In my submission to the TTS speed limit review I suggested that (apart from green lanes) speed limits were generally 5mph too slow, given that we now have (almost mindless) mechanical compliance with a set figure. This is the "penumbral" concept. Thus I suggested 45 mph for Vic Ave and the coastal section of the 5 mile road; 40 for general ex-urban roads; 30 mph for urban areas and narrow, visibility restricted country roads and 25 mph for village centres and outside schools (during active periods).

Driving through St Peter's Village at 20 is excruciating for any driver apart from the super-incompetent.

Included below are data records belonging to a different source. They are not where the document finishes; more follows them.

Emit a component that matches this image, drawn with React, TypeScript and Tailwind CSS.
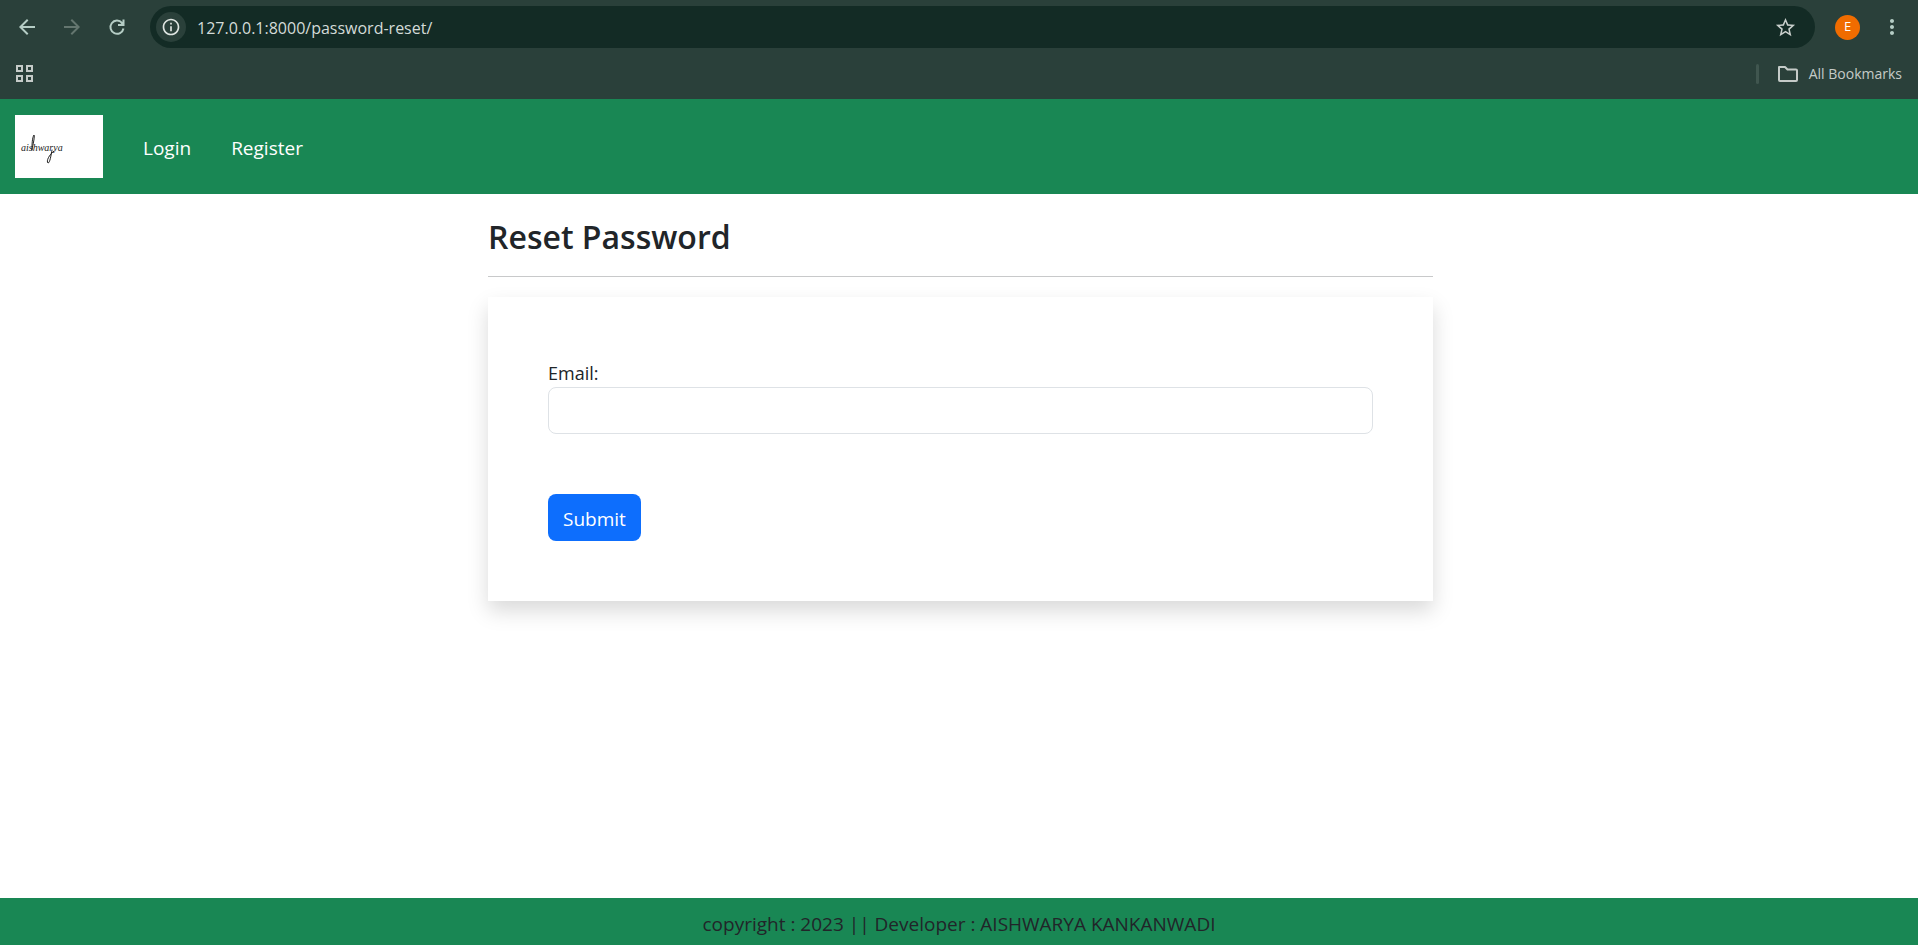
import React from "react";
import { MdArrowBack, MdArrowForward, MdStarOutline, MdMoreVert, MdInfoOutline } from "react-icons/md";

function AppsIcon() {
  return (
    <svg width="20" height="20" viewBox="0 0 20 20" fill="none" stroke="currentColor" strokeWidth="2" aria-hidden="true">
      <path d="M2 2h5v5H2zM12 2h5v5h-5zM2 12h5v5H2zM12 12h5v5h-5z" />
    </svg>
  );
}

function FolderIcon() {
  return (
    <svg width="22" height="18" viewBox="0 0 22 18" fill="none" stroke="currentColor" strokeWidth="2" strokeLinejoin="round" aria-hidden="true">
      <path d="M2 2h6l2.500 2.500H19a1 1 0 0 1 1 1V15a1 1 0 0 1-1 1H3a1 1 0 0 1-1-1z" />
    </svg>
  );
}

function ReloadIcon() {
  return (
    <svg width="24" height="24" viewBox="0 0 24 24" fill="none" stroke="currentColor" strokeWidth="2" aria-hidden="true">
      <path d="M18.500 13.500A6.600 6.600 0 1 1 17 7.800L18.300 9.200" />
      <path d="M18.500 4.500V10H13" />
      <path d="M18.500 6v4h-4z" fill="currentColor" stroke="none" />
    </svg>
  );
}

function BrowserBar() {
  return (
    <header className="bg-[#2a403a] text-[#b5cdc5]">
      <div className="flex h-[54px] items-center py-[6px] pr-[14px] pl-[15px]">
        <div className="flex gap-[21px]">
          <button type="button" aria-label="Back"><MdArrowBack size={24} /></button>
          <button type="button" aria-label="Forward" className="text-[#64766f]"><MdArrowForward size={24} /></button>
          <button type="button" aria-label="Reload"><ReloadIcon /></button>
        </div>
        <div className="ml-[21px] flex h-[42px] flex-1 items-center rounded-full bg-[#132b25] pr-[18px] pl-[6px]">
          <button type="button" aria-label="Site information" className="flex size-[30px] items-center justify-center rounded-full bg-[#2a403a] text-[#dfe5e2]">
            <MdInfoOutline size={20} />
          </button>
          <input
            aria-label="Address"
            defaultValue="127.0.0.1:8000/password-reset/"
            className="ml-[11px] min-w-0 flex-1 bg-transparent pt-[2px] text-[16px] text-[#d3dbd8] outline-none"
          />
          <button type="button" aria-label="Bookmark this page" className="text-[#c9cfcc]"><MdStarOutline size={23} /></button>
        </div>
        <button type="button" aria-label="Profile" className="ml-5 flex size-[25px] items-center justify-center rounded-full bg-[#f06c00] text-[13px] text-white">E</button>
        <button type="button" aria-label="Menu" className="ml-5"><MdMoreVert size={24} /></button>
      </div>
      <div className="flex h-[45px] items-center justify-between pr-4 pb-[6px] pl-[15px] text-[#c5cbc8]">
        <button type="button" aria-label="Apps"><AppsIcon /></button>
        <div className="flex items-center">
          <span className="h-5 w-[3px] rounded-full bg-[#40564f]" />
          <button type="button" className="ml-[18px] flex items-center gap-[10px] text-[14px]">
            <FolderIcon />
            All Bookmarks
          </button>
        </div>
      </div>
    </header>
  );
}

function Logo() {
  return (
    <svg width="88" height="63" viewBox="0 0 88 63" className="bg-white" role="img" aria-label="aishwarya">
      <text x="6" y="36" fontSize="10" fontStyle="italic" fontFamily="Liberation Serif, serif" fill="#222">aishwarya</text>
      <g fill="none" stroke="#222" strokeWidth="1" strokeLinecap="round">
        <path d="M17 35C17 30 17 23 19 20C20 21 18 30 17 34" />
        <path d="M37 35C36 40 35 48 33 48C31 46 34 40 39 36" />
      </g>
    </svg>
  );
}

export default function App() {
  return (
    <div className="flex min-h-screen flex-col bg-white font-['Open_Sans','Noto_Sans',sans-serif] text-[#212529]">
      <BrowserBar />
      <nav className="flex items-center bg-[#198754] px-[15px] py-4 text-[19px] text-white">
        <a href="#home"><Logo /></a>
        <a href="#login" className="ml-10 pt-1">Login</a>
        <a href="#register" className="ml-10 pt-1">Register</a>
      </nav>
      <main className="flex-1 pl-[3px]">
        <div className="mx-auto max-w-[945px]">
          <h1 className="pt-[22px] text-[32px] leading-[42px] font-semibold">Reset Password</h1>
          <hr className="mt-[18px] mb-5 border-[#c8c9ca]" />
          <form className="p-[60px] shadow-[0_10px_20px_rgba(0,0,0,0.15)]" onSubmit={(e) => e.preventDefault()}>
            <label htmlFor="email" className="block pt-[2px] text-[18px] leading-7">Email:</label>
            <input id="email" type="email" className="block h-[47px] w-full rounded-[8px] border border-[#dee2e6] px-[15px] text-[19px] outline-none" />
            <button type="submit" className="mt-[60px] block h-[47px] rounded-[8px] bg-[#0d6efd] px-[15px] pt-1 text-[19px] text-white">Submit</button>
          </form>
        </div>
      </main>
      <footer className="bg-[#198754] pt-[11px] pb-[6px] text-center text-[19px] leading-[30px]">
        copyright : 2023 || Developer : AISHWARYA KANKANWADI
      </footer>
    </div>
  );
}
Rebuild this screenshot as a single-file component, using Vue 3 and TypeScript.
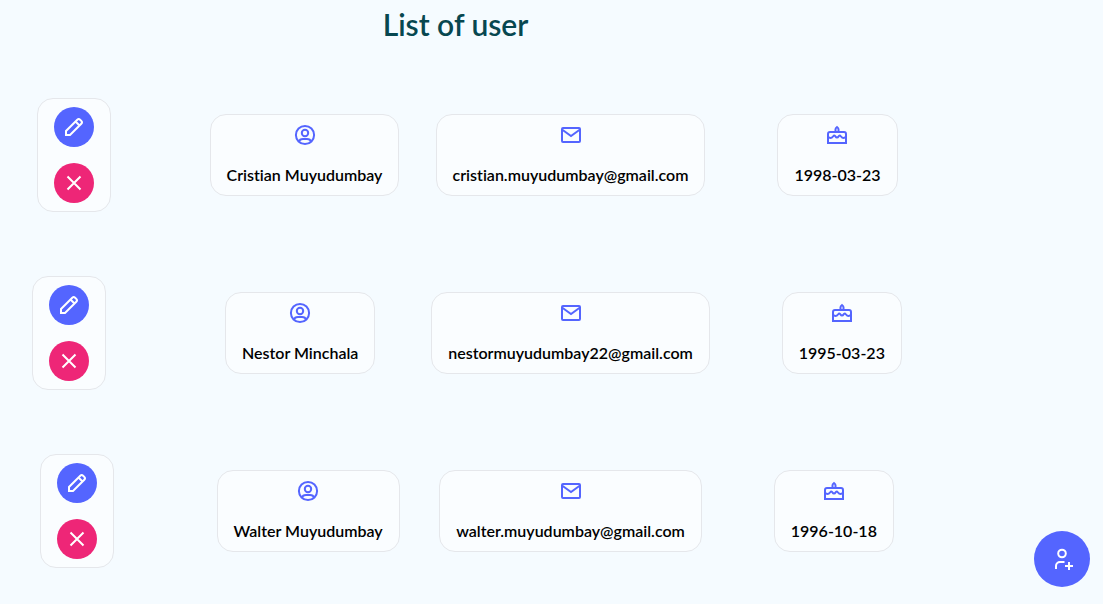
<script setup lang="ts">
import { ref } from 'vue'

interface User {
  id: number
  name: string
  email: string
  birthday: string
}

const users = ref<User[]>([
  { id: 1, name: 'Cristian Muyudumbay', email: 'cristian.muyudumbay@gmail.com', birthday: '1998-03-23' },
  { id: 2, name: 'Nestor Minchala', email: 'nestormuyudumbay22@gmail.com', birthday: '1995-03-23' },
  { id: 3, name: 'Walter Muyudumbay', email: 'walter.muyudumbay@gmail.com', birthday: '1996-10-18' },
])

function removeUser(id: number) {
  users.value = users.value.filter((user) => user.id !== id)
}
</script>

<template>
  <main class="page">
    <h1 class="title">List of user</h1>
    <ul class="users">
      <li v-for="user in users" :key="user.id" class="user">
        <div class="column">
          <div class="card actions">
            <button type="button" class="round edit" :aria-label="`Edit ${user.name}`">
              <svg class="icon" viewBox="0 0 24 24" aria-hidden="true">
                <path d="M4 20v-4L15.300 4.700a2 2 0 0 1 2.800 0l1.200 1.200a2 2 0 0 1 0 2.800L8 20zM13.500 6.500l4 4" />
              </svg>
            </button>
            <button type="button" class="round remove" :aria-label="`Delete ${user.name}`" @click="removeUser(user.id)">
              <svg class="icon" viewBox="0 0 24 24" aria-hidden="true">
                <path d="M5.500 5.500l13 13M18.500 5.500l-13 13" />
              </svg>
            </button>
          </div>
        </div>
        <div class="column name">
          <div class="card info">
            <svg class="icon" viewBox="0 0 24 24" aria-hidden="true">
              <circle cx="12" cy="12" r="9.100" />
              <circle cx="12" cy="10" r="3.200" />
              <path d="M6 18.600c.5-2 2-2.700 4-2.700h4c2 0 3.500.7 4 2.700" />
            </svg>
            <span>{{ user.name }}</span>
          </div>
        </div>
        <div class="column">
          <div class="card info">
            <svg class="icon" viewBox="0 0 24 24" aria-hidden="true">
              <rect x="3" y="5" width="18" height="14" rx="1" />
              <path d="M3 6.500l9 6.500 9-6.500" />
            </svg>
            <span>{{ user.email }}</span>
          </div>
        </div>
        <div class="column">
          <div class="card info">
            <svg class="icon" viewBox="0 0 24 24" aria-hidden="true">
              <path d="M3 20v-9a2 2 0 0 1 2-2h14a2 2 0 0 1 2 2v9z" />
              <path d="M3 13.500c1.500 2 3.500 2 5 0 1-1.300 1.800-1.300 2.500 0 .7 1.300 2.300 1.300 3 0 .7-1.300 1.500-1.300 2.500 0 1.500 2 3.500 2 5 0" />
              <path d="M10.500 9V6.200C10.500 5.200 11.200 4.500 12 4c.8.5 1.500 1.200 1.500 2.200V9" />
            </svg>
            <span>{{ user.birthday }}</span>
          </div>
        </div>
      </li>
    </ul>
    <button type="button" class="add" aria-label="Add user">
      <svg class="icon" viewBox="0 0 24 24" aria-hidden="true">
        <circle cx="12" cy="6.500" r="3.800" />
        <path d="M6 22v-3a4 4 0 0 1 4-4h4.500M15 19h8M19 15v8" />
      </svg>
    </button>
  </main>
</template>

<style>
body {
  margin: 0;
  background: #f5fbff;
}
</style>

<style scoped>
.page {
  box-sizing: border-box;
  min-height: 100vh;
  padding: 0 192px 36px 0;
  font-family: Lato, "Liberation Sans", sans-serif;
  font-size: 16px;
  line-height: 24px;
  font-variant-ligatures: none;
  color: #000;
}

.title {
  margin: 0;
  padding: 0 0 2px;
  font-size: 30px;
  font-weight: 600;
  line-height: 48px;
  text-align: center;
  color: #074750;
}

.users {
  display: flex;
  flex-direction: column;
  gap: 64px;
  margin: 48px 0 0;
  padding: 0;
  list-style: none;
}

.user {
  display: flex;
  align-items: center;
  justify-content: center;
  gap: 32px;
}

.column {
  display: flex;
  flex: none;
  justify-content: center;
  min-width: 200px;
}

.column.name {
  min-width: 198px;
}

.card {
  display: flex;
  flex-direction: column;
  align-items: center;
  gap: 16px;
  padding: 8px 16px;
  border: 1px solid #e5e7eb;
  border-radius: 16px;
  background: #fafdff;
}

.info {
  font-weight: 600;
  color: #000;
}

.info .icon {
  color: #5465ff;
}

.icon {
  display: block;
  width: 24px;
  height: 24px;
  fill: none;
  stroke: currentColor;
  stroke-width: 2;
}

.round,
.add {
  display: flex;
  align-items: center;
  justify-content: center;
  padding: 0;
  border: 0;
  border-radius: 50%;
  background: #5465ff;
  color: #fff;
  cursor: pointer;
}

.round {
  width: 40px;
  height: 40px;
}

.remove {
  background: #ee2677;
}

.add {
  position: fixed;
  right: 13px;
  bottom: 17px;
  width: 56px;
  height: 56px;
}
</style>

One's attention wanders at that speed! - it is surely reduced attention which is far more responsible for causing accidents than the actual speed.

TonyTheProf said...

A friend has also supplied some useful information about Denmark:

In Denmark they use speed guns/cameras, then they

a) take the instrument variance (or somesuch) off the reading

b) tell you by what % you were over the limit

c) have a scaled set of fines relating to that %

So if you drive at 35 in a 30 limit, your fine is the 10-20% fine, the same as if you drive 150 in a 130 limit.

Using the % means that you don't need to have different numbers / rules for the different limits. So fines are automatically harsher eg near schools, where the limit is lower.

I don't believe they contact you at all if you are under 2%? over the limit.